The US proposal for a “freeze” is not new. In June, the Philippine administration of President Benigno Aquino made a similar call, while denouncing China for new constructions on islands and reefs in the South China Sea under its control. The Aquino government, which has functioned as point man for Washington in confronting China over the South China Sea, presented its own plan last weekend. It not only called for a freeze, but also pushed for the resolution of a Code of Conduct in the South China Sea and the resolution of claims according to the UN Convention on the Law of the Sea (UNCLOS).

The US and Philippine proposals were not designed to ease tensions in the region, but rather were aimed at painting China as the aggressor. Referring to China, Philippine foreign secretary Albert del Rosario declared: “All of us are seeing an increasing pattern of aggressive behaviour and provocative actions in the South China Sea, seriously threatening the peace, security, prosperity and stability of the region.”

While ASEAN did not formally accept the proposals, the issue was discussed and the official communiqué did express concern and call for restraint. The US was clearly pleased with the outcome. In a background briefing to journalists, a senior US state department official declared the ASEAN meeting represented “a significant setback for China’s efforts to play for time... It’s a criticism of Chinese behaviour and it puts enormous pressure on the Chinese... I would say that’s a success.”

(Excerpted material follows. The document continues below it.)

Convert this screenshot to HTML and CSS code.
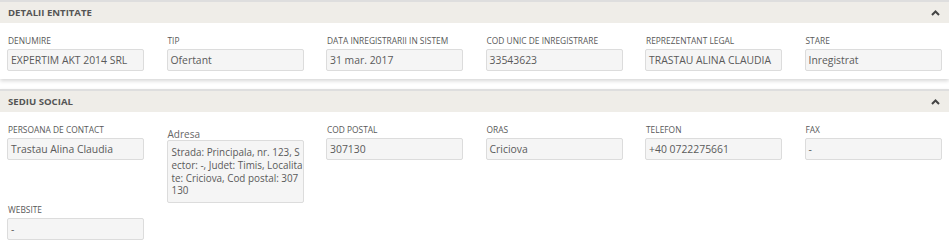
FILE: index.html
```html
<!DOCTYPE html>
<html lang="ro">
<head>
    <meta charset="UTF-8">
    <meta name="viewport" content="width=device-width, initial-scale=1.0">
    <title>Detalii entitate</title>
    <link rel="stylesheet" href="styles.css">
</head>
<body>
    <div class="panel">
        <div class="panel-heading">
            <div class="panel-title">Detalii entitate</div>
            <svg class="chevron" width="9" height="6" viewBox="0 0 9 6"><polyline points="1,5 4.5,1.5 8,5" /></svg>
        </div>
        <div class="panel-body">
            <div class="field">
                <div class="field-label">Denumire</div>
                <div class="field-value">EXPERTIM AKT 2014 SRL</div>
            </div>
            <div class="field">
                <div class="field-label">Tip</div>
                <div class="field-value">Ofertant</div>
            </div>
            <div class="field">
                <div class="field-label">Data inregistrarii in sistem</div>
                <div class="field-value">31 mar. 2017</div>
            </div>
            <div class="field">
                <div class="field-label">Cod unic de inregistrare</div>
                <div class="field-value">33543623</div>
            </div>
            <div class="field">
                <div class="field-label">Reprezentant legal</div>
                <div class="field-value">TRASTAU ALINA CLAUDIA</div>
            </div>
            <div class="field">
                <div class="field-label">Stare</div>
                <div class="field-value">Inregistrat</div>
            </div>
        </div>
    </div>

    <div class="panel">
        <div class="panel-heading">
            <div class="panel-title">Sediu social</div>
            <svg class="chevron" width="9" height="6" viewBox="0 0 9 6"><polyline points="1,5 4.5,1.5 8,5" /></svg>
        </div>
        <div class="panel-body">
            <div class="field">
                <div class="field-label">Persoana de contact</div>
                <div class="field-value">Trastau Alina Claudia</div>
            </div>
            <div class="field field-address">
                <div class="address-label">Adresa</div>
                <div class="field-value address-value">Strada: Principala, nr. 123, Sector: -, Judet: Timis, Localitate: Criciova, Cod postal: 307130</div>
            </div>
            <div class="field">
                <div class="field-label">Cod postal</div>
                <div class="field-value">307130</div>
            </div>
            <div class="field">
                <div class="field-label">Oras</div>
                <div class="field-value">Criciova</div>
            </div>
            <div class="field">
                <div class="field-label">Telefon</div>
                <div class="field-value">+40 0722275661</div>
            </div>
            <div class="field">
                <div class="field-label">Fax</div>
                <div class="field-value">-</div>
            </div>
            <div class="field">
                <div class="field-label">Website</div>
                <div class="field-value">-</div>
            </div>
        </div>
    </div>
</body>
</html>
```

FILE: styles.css
```css
* {
    margin: 0;
    padding: 0;
    box-sizing: border-box;
}

body {
    background-color: #fff;
    font-family: 'Open Sans', 'Liberation Sans', sans-serif;
    color: #555;
}

.panel {
    background-color: #fff;
    border-top: 2px solid #dedede;
    box-shadow: 0 2px 4px rgba(0,0,0,0.16);
    margin-bottom: 10px;
}

.panel-heading {
    display: flex;
    justify-content: space-between;
    align-items: center;
    height: 21px;
    padding: 0 9px 0 8px;
    background-color: #efede8;
}

.panel-title {
    font-size: 9.6px;
    font-weight: bold;
    text-transform: uppercase;
    color: #555;
}

.chevron polyline {
    fill: none;
    stroke: #444;
    stroke-width: 2;
}

.panel-body {
    display: grid;
    grid-template-columns: repeat(6, 137px);
    column-gap: 22.5px;
    row-gap: 2px;
    padding: 13px 7px 8px 7px;
}

.field-label {
    font-size: 8.4px;
    line-height: 10px;
    text-transform: uppercase;
    padding-left: 1px;
    margin-bottom: 3px;
    color: #595959;
}

.field-value {
    height: 22px;
    line-height: 20px;
    padding: 0 3px;
    font-size: 10.4px;
    color: #5a5a5a;
    background-color: #f5f5f5;
    border: 1px solid #dcdcdc;
    border-radius: 2px;
}

.field-address {
    padding-top: 3px;
}

.address-label {
    font-size: 10px;
    line-height: 12px;
    padding-left: 1px;
    color: #666;
}

.address-value {
    height: auto;
    font-size: 9.9px;
    line-height: 12.8px;
    padding: 5px 0 5px 4px;
    word-break: break-all;
}
```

China’s foreign minister rejected the US and Philippine proposals declaring that they would interrupt negotiations already underway on a code of conduct that China had agreed to last year. “Someone has been exaggerating or even playing up the so-called tension in the South China Sea,” he said. He suggested that if the Philippines were serious about its own three-point plan, it should shelve its UNCLOS case until the other points had been dealt with. China has refused to participate in the legal proceedings.

The US and its allies have dismissed China’s territorial claims as in contradiction to international law. Commenting in the Australian Financial Review, analyst Sourabh Gupta suggested that this was not necessarily the case. “China’s legal claim to sovereign rights and jurisdiction in the South China Sea, which asserts an entitlement to exclusive economic zone (EEZ) and continental shelf rights over relevant waters, is not inconsistent with international law.” He also explained that China’s placement of an oil rig near the Paracels was not illegal, and that it was not exceptional that countries opt out of the UNCLOS dispute settlement procedures.

For all its criticisms of China’s alleged failure to abide by international law, the US has not yet ratified UNCLOS, which was concluded in 1962 and formally came into force two decades ago.

While the South China Sea disputes were at the top of his agenda, Kerry also used last weekend’s summit to hold a US-ASEAN meeting with regional leaders and convene a meeting of the Lower Mekong Initiative. The latter gathering was established by Secretary of State Clinton in 2009 as a means of exploiting the grievances of countries in the lower Mekong River—including Vietnam, Thailand, Burma, Cambodia and Laos—with those of the “Upper Mekong,” namely China.

The US has now added to this forum by establishing a Friends of the Lower Mekong Initiative meeting to include Australia, New Zealand, the European Union, Japan and South Korea—all of them American allies. China, however, despite its direct interest in the Mekong River, is not included in either forum.

These aggressive US diplomatic moves go hand-in-hand with preparations for conflict. The Obama administration exploited the maritime disputes in the South China Sea issue to justify its military build-up in South East Asia as part of its broader plans in Asia to encircle China. In April, the US signed a military basing agreement with the Philippines that provides virtually unlimited access for American forces to Philippine facilities, including bases directly adjacent to the South China Sea.

In comments in March, US Assistant Secretary of State Daniel Russel drew a direct comparison between China’s claims and activities in the South China Sea and Russia’s annexation of Crimea and warned that the US would stand by its Asian allies.

In reality, the comparison is an ominous warning of the dangers of war. The US and Germany deliberately provoked a confrontation with Russia by engineering a fascist-led coup in Ukraine in February, knowing full well that Moscow would be driven to annex Crimea, the home of its Black Sea fleet. The result was rapidly rising tensions and a civil war that threatens a broader conflict with Russia. Washington is just as recklessly stoking disputes in the South China Sea that could lead war with China.